Истины, проявившиеся в течение пяти лет нашей совместной жизни, столь же древние, сколь и само человечество: жизнь, проживаемая обыкновенно, – неумолимое страдание; исцеление от страдания приносит любовь; путь к любви – это отношения.
Таковы истины, которые мы с Трейей вместе узнали, получив глубочайшие уроки. Но страдание было и вправду чудовищным. Как вы поймете далее, суровое испытание, которое Трейя и я совместно пережили, было абсолютно и шокирующе ужасным. Не перечесть, сколько раз мне говорили, будто из «Благодати и стойкости» не получится хорошего романа или хотя бы плохого, ведь никто не поверит ни слову. Какая-то часть меня не верила в происходившее даже во время тех событий, ведь многое казалось лишь одним кошмаром за другим, одним за другим, в бесконечной процессии.
Это должно было бы довести до самоубийства… если бы не любовь. Радикальная, всепронизывающая, безграничная, неизменная, безусловная Любовь – с большой буквы «Л». Речь о той Любви, которая, как утверждают, едина с Богом. А если вы считаете себя «духовными, но не религиозными», тогда можете помыслить о ней как о взаимосвязующей силе вселенной. В общем, как бы вы ее ни назвали, она присутствовала уверенно, непреходяще и была – как говорится в избитом выражении – «намного больше нас двоих». Намного больше, то есть бесконечной. Мы переживали одно адское страдание за другим, но Любовь вновь и вновь проявлялась и воссоединяла нас, как-то делая нас сильнее – в том смысле, что мы становились менее самоцентрированными и более самореализованными. К тому времени и Трейя, и я уже долго практиковали медитацию, оба испытали несколько переживаний сатори, или пробуждения (они считаются пробуждением именно к этому бесконечному полю реальности, или Любви), но все это меркло в сравнении с Ней. Благодаря этой радикальной Любви тот пятилетний период был не только худшим из кошмаров, которые я когда-либо пережил, но и на данный момент самым счастливым временем во всей моей жизни. Трейя чувствовала то же, и мы оба знали, что так ощущаем, и именно эти отношения открыли Любовь нам обоим.

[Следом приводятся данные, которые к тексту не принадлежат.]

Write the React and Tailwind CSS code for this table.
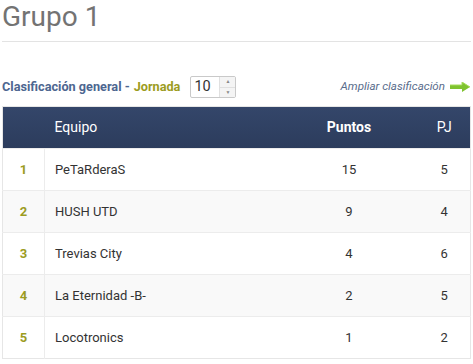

В среде мистиков распространено выражение: «Если вы умрете до того, как умереть, тогда, когда вы будете умирать, вы не умрете». Идея в том, что если вы поистине пробудитесь к этому вневременному полю всеобнимающей Любви (или предельной Реальности), то вы «отпустите» или «вознесетесь над» своим обособленным «я», или эго, – вы умрете для него – и вследствие этого обнаружите собственное вневременное и вечное бытие. Таким образом, когда погибнет ваше физическое тело, сердцевина вас, пережившая это постижение, не умрет – в том смысле, что ей в прямом переживании откроется ее собственная вневременная и бессмертная Основа.